Die Öffentlichkeitsfahndung (§§ 131a, 131b StPO) ist ein Fahndungshilfsmittel nach Personen, um einen möglichst großen Personenkreis anzusprechen und diesen zur Mithilfe aufzufordern. Dadurch soll eine Aufklärung einer bestimmten Straftat herbeigeführt werden.

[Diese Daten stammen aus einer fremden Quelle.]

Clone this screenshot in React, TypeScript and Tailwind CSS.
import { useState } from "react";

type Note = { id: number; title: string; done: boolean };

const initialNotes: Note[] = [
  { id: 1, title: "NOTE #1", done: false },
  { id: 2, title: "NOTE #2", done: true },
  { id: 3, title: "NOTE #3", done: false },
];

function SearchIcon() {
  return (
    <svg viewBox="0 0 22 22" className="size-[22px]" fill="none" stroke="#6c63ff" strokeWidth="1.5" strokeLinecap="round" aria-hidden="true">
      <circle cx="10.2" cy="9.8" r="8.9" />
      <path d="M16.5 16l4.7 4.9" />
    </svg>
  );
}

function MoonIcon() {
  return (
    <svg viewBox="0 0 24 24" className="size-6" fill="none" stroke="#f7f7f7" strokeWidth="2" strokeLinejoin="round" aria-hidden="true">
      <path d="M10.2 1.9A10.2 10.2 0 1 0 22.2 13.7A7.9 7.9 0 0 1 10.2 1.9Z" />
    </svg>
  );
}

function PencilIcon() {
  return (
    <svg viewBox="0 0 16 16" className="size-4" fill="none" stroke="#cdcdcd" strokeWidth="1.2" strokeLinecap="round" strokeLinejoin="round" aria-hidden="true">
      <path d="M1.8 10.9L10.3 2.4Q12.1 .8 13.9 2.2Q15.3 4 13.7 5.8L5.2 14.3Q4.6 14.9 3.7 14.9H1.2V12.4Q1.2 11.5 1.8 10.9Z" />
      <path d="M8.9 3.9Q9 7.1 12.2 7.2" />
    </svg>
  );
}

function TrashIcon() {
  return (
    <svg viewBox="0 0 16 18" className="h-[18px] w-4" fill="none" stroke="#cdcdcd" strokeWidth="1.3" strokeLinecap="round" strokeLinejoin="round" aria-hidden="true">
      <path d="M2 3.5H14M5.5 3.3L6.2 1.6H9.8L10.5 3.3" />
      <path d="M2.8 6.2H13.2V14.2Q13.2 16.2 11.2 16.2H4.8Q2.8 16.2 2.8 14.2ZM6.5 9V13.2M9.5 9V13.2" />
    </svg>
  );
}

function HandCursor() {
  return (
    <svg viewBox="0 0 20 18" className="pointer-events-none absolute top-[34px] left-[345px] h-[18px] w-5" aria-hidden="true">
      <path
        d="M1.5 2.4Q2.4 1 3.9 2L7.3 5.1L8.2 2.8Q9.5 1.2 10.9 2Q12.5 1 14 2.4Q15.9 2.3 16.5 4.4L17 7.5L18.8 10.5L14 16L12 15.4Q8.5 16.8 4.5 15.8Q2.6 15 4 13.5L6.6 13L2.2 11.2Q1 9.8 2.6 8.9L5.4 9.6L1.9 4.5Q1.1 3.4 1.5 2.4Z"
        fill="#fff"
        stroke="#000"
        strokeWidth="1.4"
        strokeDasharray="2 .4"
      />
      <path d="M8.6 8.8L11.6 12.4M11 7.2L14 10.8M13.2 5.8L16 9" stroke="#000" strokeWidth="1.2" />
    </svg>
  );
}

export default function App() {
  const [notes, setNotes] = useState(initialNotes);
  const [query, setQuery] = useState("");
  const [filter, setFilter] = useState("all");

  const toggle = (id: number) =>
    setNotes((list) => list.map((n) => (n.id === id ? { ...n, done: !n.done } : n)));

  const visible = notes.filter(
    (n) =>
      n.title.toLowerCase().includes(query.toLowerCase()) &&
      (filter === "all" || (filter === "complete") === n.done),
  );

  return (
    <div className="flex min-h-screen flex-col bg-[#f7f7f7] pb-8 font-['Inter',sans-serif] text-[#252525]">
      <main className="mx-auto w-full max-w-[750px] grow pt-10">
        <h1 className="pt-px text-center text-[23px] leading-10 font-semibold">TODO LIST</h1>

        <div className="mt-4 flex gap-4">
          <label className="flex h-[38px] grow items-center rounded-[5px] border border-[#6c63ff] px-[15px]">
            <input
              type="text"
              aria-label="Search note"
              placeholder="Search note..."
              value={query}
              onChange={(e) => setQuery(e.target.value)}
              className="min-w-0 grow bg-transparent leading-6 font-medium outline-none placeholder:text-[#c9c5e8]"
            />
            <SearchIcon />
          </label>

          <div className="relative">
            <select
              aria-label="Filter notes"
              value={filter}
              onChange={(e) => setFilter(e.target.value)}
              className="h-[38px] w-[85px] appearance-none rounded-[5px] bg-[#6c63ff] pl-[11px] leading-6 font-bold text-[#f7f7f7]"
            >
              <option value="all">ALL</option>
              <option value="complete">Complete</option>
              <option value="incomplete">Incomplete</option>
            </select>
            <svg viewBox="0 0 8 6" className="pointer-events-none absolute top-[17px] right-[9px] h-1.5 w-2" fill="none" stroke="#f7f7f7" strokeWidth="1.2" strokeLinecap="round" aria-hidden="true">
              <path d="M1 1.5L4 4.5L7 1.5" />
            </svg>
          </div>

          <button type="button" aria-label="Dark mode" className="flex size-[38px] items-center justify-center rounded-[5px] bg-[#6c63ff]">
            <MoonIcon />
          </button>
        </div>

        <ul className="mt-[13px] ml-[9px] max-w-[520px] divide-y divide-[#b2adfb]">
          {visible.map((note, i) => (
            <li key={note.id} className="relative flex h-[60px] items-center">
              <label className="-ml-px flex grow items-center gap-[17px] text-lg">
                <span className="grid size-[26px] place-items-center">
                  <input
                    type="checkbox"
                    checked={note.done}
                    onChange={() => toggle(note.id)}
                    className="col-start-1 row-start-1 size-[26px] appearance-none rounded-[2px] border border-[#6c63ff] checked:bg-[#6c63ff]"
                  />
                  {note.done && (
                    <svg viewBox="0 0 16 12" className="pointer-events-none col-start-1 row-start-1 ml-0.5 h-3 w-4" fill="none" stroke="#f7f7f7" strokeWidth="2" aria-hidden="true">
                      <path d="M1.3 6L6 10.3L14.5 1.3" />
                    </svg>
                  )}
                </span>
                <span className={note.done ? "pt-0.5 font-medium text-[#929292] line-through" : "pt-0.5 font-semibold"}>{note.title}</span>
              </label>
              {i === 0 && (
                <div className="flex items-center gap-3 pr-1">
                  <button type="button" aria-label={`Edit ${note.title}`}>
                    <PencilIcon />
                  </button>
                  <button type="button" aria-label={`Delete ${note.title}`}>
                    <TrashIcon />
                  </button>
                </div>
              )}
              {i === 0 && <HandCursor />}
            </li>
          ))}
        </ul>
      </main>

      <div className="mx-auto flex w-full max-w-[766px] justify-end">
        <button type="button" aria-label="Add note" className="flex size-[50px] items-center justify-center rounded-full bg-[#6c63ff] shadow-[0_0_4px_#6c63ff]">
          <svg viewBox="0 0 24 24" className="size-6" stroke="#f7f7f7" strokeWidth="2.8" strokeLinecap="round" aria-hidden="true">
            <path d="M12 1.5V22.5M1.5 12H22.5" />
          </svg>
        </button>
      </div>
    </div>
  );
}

Öffentlichkeitsfahndung ist Strafverfolgungsbehörden vorbehalten

Diese an die Öffentlichkeit gerichtete Fahndungsmaßnahme nach Personen (oft Tatverdächtige, aber auch nach Zeugen) greifen überaus massiv in das Persönlichkeitsrecht des Betroffenen auf informationelle Selbstbestimmung ein. Deshalb soll sie nur durchgeführt werden, wenn weniger intensive Fahndungsmaßnahmen keinen hinreichenden Erfolg versprechen. Angeordnet wird die Öffentlichkeitsfahndung grundsätzlich durch einen Richter (§ 131c StPO). Einzelheiten dazu sind in Anlage B der Richtlinien für das Strafverfahren und Bußgeldverfahren (RiStBV) geregelt.

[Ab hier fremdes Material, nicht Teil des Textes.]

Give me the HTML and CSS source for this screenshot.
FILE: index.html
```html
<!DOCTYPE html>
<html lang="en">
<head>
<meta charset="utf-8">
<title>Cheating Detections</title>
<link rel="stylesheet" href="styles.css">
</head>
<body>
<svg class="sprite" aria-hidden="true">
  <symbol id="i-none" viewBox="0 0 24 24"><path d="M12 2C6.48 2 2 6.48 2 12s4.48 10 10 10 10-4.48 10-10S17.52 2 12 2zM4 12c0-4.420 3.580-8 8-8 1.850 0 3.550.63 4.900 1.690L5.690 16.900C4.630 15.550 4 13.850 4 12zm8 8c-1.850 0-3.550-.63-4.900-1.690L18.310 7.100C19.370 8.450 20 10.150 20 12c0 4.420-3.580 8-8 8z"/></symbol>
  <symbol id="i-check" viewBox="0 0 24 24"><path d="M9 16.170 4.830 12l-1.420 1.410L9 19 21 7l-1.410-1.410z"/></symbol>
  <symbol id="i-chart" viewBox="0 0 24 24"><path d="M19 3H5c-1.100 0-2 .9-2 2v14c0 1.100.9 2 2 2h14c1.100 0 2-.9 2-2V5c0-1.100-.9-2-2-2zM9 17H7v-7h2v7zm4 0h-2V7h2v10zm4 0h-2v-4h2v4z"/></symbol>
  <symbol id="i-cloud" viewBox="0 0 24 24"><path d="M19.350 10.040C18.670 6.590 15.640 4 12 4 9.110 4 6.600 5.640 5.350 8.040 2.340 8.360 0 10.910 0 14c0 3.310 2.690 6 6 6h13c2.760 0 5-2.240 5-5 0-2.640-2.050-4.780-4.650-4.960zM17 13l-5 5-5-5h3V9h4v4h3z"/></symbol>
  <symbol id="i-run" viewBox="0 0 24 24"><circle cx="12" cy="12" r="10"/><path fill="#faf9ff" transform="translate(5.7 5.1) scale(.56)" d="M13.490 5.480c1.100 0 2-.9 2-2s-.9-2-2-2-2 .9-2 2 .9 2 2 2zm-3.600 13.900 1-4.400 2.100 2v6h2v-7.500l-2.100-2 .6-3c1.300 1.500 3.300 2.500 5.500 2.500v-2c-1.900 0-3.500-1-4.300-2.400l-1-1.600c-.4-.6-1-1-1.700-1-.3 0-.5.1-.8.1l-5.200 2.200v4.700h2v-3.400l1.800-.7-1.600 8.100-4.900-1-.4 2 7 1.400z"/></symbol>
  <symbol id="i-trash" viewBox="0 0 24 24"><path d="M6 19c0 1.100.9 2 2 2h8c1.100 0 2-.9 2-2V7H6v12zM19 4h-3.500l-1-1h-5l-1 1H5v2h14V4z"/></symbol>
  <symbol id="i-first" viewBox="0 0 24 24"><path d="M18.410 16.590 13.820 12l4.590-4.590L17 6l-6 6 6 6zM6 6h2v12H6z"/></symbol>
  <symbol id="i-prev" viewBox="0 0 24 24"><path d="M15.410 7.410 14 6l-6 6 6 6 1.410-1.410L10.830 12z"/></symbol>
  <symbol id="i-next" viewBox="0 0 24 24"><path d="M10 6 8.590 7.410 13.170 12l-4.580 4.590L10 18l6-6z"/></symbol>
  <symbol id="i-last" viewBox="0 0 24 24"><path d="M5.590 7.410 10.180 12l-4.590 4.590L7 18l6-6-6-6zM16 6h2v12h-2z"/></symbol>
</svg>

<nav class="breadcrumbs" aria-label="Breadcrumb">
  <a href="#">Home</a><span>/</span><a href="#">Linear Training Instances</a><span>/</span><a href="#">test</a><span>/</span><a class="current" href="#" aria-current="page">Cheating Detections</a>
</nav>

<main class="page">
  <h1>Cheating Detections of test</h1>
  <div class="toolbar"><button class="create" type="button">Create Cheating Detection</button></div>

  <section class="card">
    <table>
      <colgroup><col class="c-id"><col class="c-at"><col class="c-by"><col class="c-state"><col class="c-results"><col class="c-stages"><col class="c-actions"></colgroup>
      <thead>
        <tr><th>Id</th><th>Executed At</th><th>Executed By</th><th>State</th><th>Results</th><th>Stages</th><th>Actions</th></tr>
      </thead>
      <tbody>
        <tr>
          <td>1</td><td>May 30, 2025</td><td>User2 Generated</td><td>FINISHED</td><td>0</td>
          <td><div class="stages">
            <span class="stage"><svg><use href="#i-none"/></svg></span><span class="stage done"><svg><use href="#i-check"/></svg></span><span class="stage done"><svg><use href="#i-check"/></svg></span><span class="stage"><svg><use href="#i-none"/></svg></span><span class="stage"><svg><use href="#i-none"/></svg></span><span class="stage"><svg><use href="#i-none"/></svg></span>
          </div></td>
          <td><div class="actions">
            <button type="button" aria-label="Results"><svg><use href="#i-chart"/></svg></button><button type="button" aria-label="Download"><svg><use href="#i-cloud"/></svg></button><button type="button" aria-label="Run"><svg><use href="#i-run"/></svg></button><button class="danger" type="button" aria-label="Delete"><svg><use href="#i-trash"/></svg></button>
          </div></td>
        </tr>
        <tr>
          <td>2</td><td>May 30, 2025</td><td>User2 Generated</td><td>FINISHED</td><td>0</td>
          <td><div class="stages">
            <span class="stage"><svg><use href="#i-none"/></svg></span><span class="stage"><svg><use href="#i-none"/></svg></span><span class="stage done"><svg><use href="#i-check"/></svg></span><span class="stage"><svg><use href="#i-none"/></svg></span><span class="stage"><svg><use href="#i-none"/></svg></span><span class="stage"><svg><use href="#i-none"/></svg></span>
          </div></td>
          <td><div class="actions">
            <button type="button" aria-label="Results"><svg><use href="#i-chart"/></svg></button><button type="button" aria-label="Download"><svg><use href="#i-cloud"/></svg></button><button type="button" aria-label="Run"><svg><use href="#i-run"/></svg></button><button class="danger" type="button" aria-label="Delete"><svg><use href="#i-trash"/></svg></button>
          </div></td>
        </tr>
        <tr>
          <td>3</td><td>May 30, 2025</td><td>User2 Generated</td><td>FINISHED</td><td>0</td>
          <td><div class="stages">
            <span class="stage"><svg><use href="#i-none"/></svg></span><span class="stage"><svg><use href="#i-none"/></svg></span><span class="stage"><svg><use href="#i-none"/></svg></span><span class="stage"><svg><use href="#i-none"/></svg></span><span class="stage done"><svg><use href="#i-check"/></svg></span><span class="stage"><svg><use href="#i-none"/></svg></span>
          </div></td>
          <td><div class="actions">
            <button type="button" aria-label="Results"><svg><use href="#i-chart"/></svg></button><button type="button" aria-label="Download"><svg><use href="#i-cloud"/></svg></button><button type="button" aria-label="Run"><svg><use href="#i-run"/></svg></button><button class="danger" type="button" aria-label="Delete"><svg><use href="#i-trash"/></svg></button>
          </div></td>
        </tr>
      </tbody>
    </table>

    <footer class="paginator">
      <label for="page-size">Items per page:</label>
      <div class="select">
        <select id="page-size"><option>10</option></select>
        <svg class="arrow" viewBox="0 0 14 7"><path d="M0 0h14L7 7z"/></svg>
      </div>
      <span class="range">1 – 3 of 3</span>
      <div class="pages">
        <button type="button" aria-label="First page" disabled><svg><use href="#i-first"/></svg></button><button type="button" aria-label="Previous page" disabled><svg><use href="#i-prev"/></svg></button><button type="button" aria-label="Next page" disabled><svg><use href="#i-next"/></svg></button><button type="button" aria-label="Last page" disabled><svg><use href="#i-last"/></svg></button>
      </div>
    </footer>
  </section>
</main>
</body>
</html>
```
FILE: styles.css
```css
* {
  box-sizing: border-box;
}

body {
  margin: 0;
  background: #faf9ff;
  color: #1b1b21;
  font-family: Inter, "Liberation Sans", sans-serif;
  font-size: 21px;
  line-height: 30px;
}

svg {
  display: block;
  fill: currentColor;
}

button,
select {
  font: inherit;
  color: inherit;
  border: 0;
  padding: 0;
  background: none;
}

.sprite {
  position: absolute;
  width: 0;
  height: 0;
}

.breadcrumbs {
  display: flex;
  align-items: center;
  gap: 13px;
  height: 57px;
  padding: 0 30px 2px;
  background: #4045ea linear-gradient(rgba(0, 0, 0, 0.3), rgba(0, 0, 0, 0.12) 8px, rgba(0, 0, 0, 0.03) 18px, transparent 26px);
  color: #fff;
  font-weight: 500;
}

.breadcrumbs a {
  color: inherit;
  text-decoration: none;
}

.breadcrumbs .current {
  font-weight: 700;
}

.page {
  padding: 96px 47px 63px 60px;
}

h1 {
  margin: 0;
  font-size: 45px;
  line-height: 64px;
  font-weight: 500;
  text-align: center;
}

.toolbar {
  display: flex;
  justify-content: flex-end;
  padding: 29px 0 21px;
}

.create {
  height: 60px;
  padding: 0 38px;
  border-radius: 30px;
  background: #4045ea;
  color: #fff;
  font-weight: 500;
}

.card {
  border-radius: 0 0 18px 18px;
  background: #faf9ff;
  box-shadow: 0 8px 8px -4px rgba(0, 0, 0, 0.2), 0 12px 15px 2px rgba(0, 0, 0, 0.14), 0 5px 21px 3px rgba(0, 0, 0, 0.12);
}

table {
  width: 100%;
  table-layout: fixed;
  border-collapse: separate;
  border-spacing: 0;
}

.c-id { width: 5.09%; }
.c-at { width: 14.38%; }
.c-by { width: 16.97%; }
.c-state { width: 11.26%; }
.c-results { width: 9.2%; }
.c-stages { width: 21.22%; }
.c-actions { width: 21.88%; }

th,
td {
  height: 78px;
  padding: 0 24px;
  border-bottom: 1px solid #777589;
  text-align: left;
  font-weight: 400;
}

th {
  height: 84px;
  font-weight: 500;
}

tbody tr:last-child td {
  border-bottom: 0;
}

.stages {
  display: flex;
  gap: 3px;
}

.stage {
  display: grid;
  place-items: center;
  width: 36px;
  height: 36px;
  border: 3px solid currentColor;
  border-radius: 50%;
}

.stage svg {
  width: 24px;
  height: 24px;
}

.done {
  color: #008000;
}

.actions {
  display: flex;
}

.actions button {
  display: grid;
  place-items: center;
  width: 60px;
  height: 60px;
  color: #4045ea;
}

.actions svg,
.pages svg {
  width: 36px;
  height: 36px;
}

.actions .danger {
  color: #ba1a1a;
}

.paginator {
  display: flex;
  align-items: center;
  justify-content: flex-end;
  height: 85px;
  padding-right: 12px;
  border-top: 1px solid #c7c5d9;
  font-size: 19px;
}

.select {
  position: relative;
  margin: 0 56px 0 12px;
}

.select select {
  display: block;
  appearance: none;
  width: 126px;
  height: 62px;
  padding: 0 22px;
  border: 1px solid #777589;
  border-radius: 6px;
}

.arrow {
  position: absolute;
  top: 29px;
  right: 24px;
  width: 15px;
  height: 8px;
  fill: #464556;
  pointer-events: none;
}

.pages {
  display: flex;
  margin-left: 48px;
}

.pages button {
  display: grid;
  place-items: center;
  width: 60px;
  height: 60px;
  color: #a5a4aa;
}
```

Zwar hat der Gesetzgeber auf einen Deliktskatalog verzichtet, aber doch klargestellt, dass diese zu einer öffentlichen Bloßstellung des Betroffenen führende Veröffentlichung bei geringfügigen Straftaten untersagt ist. Durch den Richtervorbehalt wird zudem verdeutlicht, dass es sich um eine hoheitliche Maßnahme handelt, die den Strafverfolgungsbehörden vorbehalten ist.

Gesetzliche Vorgaben gelten scheinbar nicht für jeden

Am vergangenen Sonntag um kurz vor 7 Uhr schoss ein Mann an der Großen Freiheit in Hamburg einem Türsteher ins Bein geschossen und konnte anschließend unerkannt entkommen. Der Türsteher soll den fünf Männern den Zugang zum Club verwehrt haben, daraufhin hätten einer der Männer und ein Türsteher sich zunächst gestritten. Als die Auseinandersetzung dann körperlich eskalierte, habe ein Mann aus der Gruppe eine Waffe gezogen und geschossen. Wie so häufig wurde das Geschehen durch eine Überwachungskamera festgehalten.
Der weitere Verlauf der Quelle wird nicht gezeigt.